This recipe simply tastes like fall making it perfect for a game day treat. Enjoy them either at the stadium or in the comfort of your own home.
Technique tip: Refrigerating the dough makes it much easier to work with without having to add too much excess flour.
Swap option: Ground almonds would work here as well. And you could use almond extract to really amp up the nutty flavor.
- 2¼ cups flour
- 1 cup ground walnuts
- 1 teaspoon cinnamon
- 1/4 teaspoon salt
- 1/2 teaspoon allspice
- 1 cup (2 sticks) butter, at room temperature
- 1/2 cup light brown sugar
- 1 teaspoon pure vanilla extract
- 1 egg
- 1 cup powdered sugar
- 1 tablespoon plus 2 teaspoons orange liquor, such as Grand Marnier
- 1/2 teaspoon orange zest (from 1/2 orange)
For the cookies:
1. In a medium bowl, whisk together the flour, nuts, cinnamon, salt and all spice. Set aside.
2. Using a hand mixer beat the butter and sugar together on medium high speed in a large bowl until light and fluffy, scrapping down the sides with a rubber spatula as needed, about 3 minutes. Add the extract and the egg and beat an additional minute.
3. Add the flour in 3 batches beating on low speed until the flour is just combined. Place the dough on a large piece of plastic wrap and pat it into a round disk. Refrigerate the dough for at least 2 hours or up until overnight.
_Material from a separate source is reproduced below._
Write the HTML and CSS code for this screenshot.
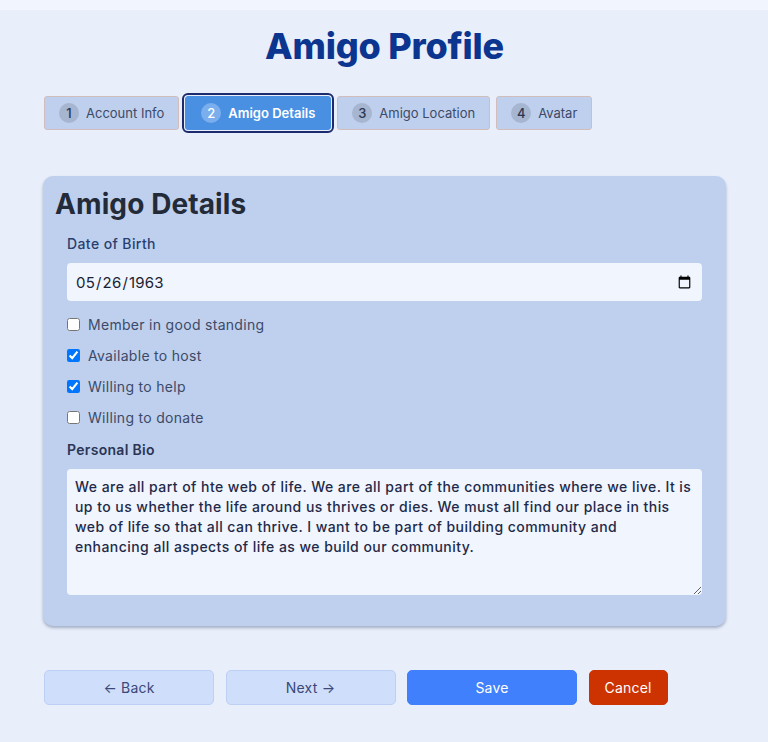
FILE: index.html
```html
<!DOCTYPE html>
<html lang="en">
<head>
<meta charset="utf-8">
<title>Amigo Profile</title>
<link rel="stylesheet" href="styles.css">
</head>
<body>
<div class="page">
  <h1 class="title">Amigo Profile</h1>
  <nav class="tabs">
    <button class="tab"><span class="num">1</span>Account Info</button>
    <button class="tab active"><span class="num">2</span>Amigo Details</button>
    <button class="tab"><span class="num">3</span>Amigo Location</button>
    <button class="tab"><span class="num">4</span>Avatar</button>
  </nav>
  <section class="card">
    <h2 class="card-title">Amigo Details</h2>
    <div class="fields">
      <label class="label" for="dob">Date of Birth</label>
      <input class="input" id="dob" type="date" value="1963-05-26">
      <div class="checks">
        <label class="check"><input type="checkbox">Member in good standing</label>
        <label class="check"><input type="checkbox" checked>Available to host</label>
        <label class="check"><input type="checkbox" checked>Willing to help</label>
        <label class="check"><input type="checkbox">Willing to donate</label>
      </div>
      <label class="label strong" for="bio">Personal Bio</label>
      <textarea class="textarea" id="bio">We are all part of hte web of life. We are all part of the communities where we live. It is up to us whether the life around us thrives or dies. We must all find our place in this web of life so that all can thrive. I want to be part of building community and enhancing all aspects of life as we build our community.</textarea>
    </div>
  </section>
  <div class="actions">
    <button class="btn btn-nav">← Back</button>
    <button class="btn btn-nav">Next →</button>
    <button class="btn btn-save">Save</button>
    <button class="btn btn-cancel">Cancel</button>
  </div>
</div>
</body>
</html>
```
FILE: styles.css
```css
* { box-sizing: border-box; }
html, body {
  margin: 0;
  padding: 0;
  background: #f1f5fd;
  font-family: Inter, "Noto Sans", sans-serif;
}
.page {
  margin-top: 10px;
  background: #e8eefa;
  min-height: 732px;
  padding: 16px 42px 30px 43px;
}
.title {
  margin: 0;
  text-align: center;
  font-size: 36px;
  line-height: 40px;
  font-weight: 800;
  color: #0c3590;
  letter-spacing: -0.2px;
}
.tabs {
  display: flex;
  gap: 6px;
  margin-top: 30px;
  padding-left: 1px;
}
.tab {
  display: flex;
  align-items: center;
  gap: 7px;
  height: 34px;
  padding: 0 14px;
  background: #bfd0ee;
  border: 1px solid #d2bdbd;
  border-radius: 3px;
  font-family: inherit;
  font-size: 13px;
  color: #3c4a68;
  cursor: pointer;
}
.num {
  display: inline-flex;
  align-items: center;
  justify-content: center;
  width: 20px;
  height: 20px;
  border-radius: 50%;
  background: #a6b5d0;
  color: #2c3650;
  font-size: 13px;
  font-weight: 500;
}
.tab.active {
  background: #4a90e2;
  color: #fff;
  font-weight: 600;
  border-color: #4a90e2;
  outline: 2px solid #1c2a6e;
  outline-offset: 1px;
  padding: 0 15px;
}
.tab.active .num {
  background: #7aaeed;
  color: #fff;
}
.card {
  margin-top: 46px;
  background: #bfd0ee;
  border-radius: 10px;
  padding: 12px 12px 31px;
  box-shadow: 0 2px 3px rgba(40, 60, 100, 0.35);
}
.card-title {
  margin: 0;
  font-size: 28px;
  line-height: 32px;
  font-weight: 700;
  color: #232a38;
  letter-spacing: 0.1px;
}
.fields {
  display: flex;
  flex-direction: column;
  padding: 14px 12px 0;
}
.label {
  font-size: 14px;
  line-height: 20px;
  font-weight: 500;
  color: #27406f;
  margin-bottom: 9px;
  letter-spacing: 0.4px;
}
.label.strong {
  font-weight: 600;
  color: #2a3554;
  letter-spacing: 0.3px;
}
.input {
  height: 38px;
  border: none;
  border-radius: 4px;
  background: #f0f5fe;
  padding: 0 8px;
  font-family: inherit;
  font-size: 15px;
  letter-spacing: 0.2px;
  color: #1b2233;
}
.checks {
  display: flex;
  flex-direction: column;
  gap: 11.33px;
  margin: 13px 0 12px;
}
.check {
  display: flex;
  align-items: center;
  gap: 8px;
  height: 20px;
  font-size: 14px;
  letter-spacing: 0.3px;
  color: #3c4a68;
}
.check input {
  margin: 0;
  width: 13px;
  height: 13px;
}
.textarea {
  height: 126px;
  border: none;
  border-radius: 4px;
  background: #f0f5fe;
  padding: 8px;
  font-family: inherit;
  font-size: 14px;
  line-height: 20px;
  font-weight: 500;
  letter-spacing: 0.45px;
  color: #1f2a48;
  resize: vertical;
}
.actions {
  display: flex;
  gap: 11.5px;
  margin-top: 44px;
  padding-left: 1px;
}
.btn {
  height: 35px;
  border-radius: 5px;
  font-family: inherit;
  font-size: 14px;
  letter-spacing: 0.2px;
  cursor: pointer;
}
.btn-nav {
  width: 170px;
  background: #cfdefa;
  border: 1px solid #bccff4;
  color: #3b4878;
}
.btn-save {
  width: 170px;
  background: #4180fc;
  border: 1px solid #4180fc;
  color: #fff;
}
.btn-cancel {
  padding: 0 15px;
  background: #cc3300;
  border: 1px solid #cc3300;
  color: #fff;
}
```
4. Preheat the oven to 350°F. Line a straight sided baking sheet with parchment paper.
5. Dust the work surface and dough with flour and roll the chilled dough to 1/4-inch thickness. Using a football shaped cookie cutter, cut the dough into footballs and place on the prepared pan leaving about an inch between each cookie.
6. Place the tray in the preheated oven and bake for approximately 20 minutes or until firm to the touch and starting to get a whisper of golden brown around the edges. Allow the cookies to cool for 5 minutes on the tray and then remove to a wire rack to cool completely.
For the icing:
Meanwhile, in a medium bowl, whisk together the powdered sugar and orange liquor and orange zest. Spoon the mixture into a piping bag fitted with a narrow, round tip.
When the cookies are completely cool, pipe the lacing on the footballs. Allow them to set up completely before serving. Store in an airtight container to prevent drying out.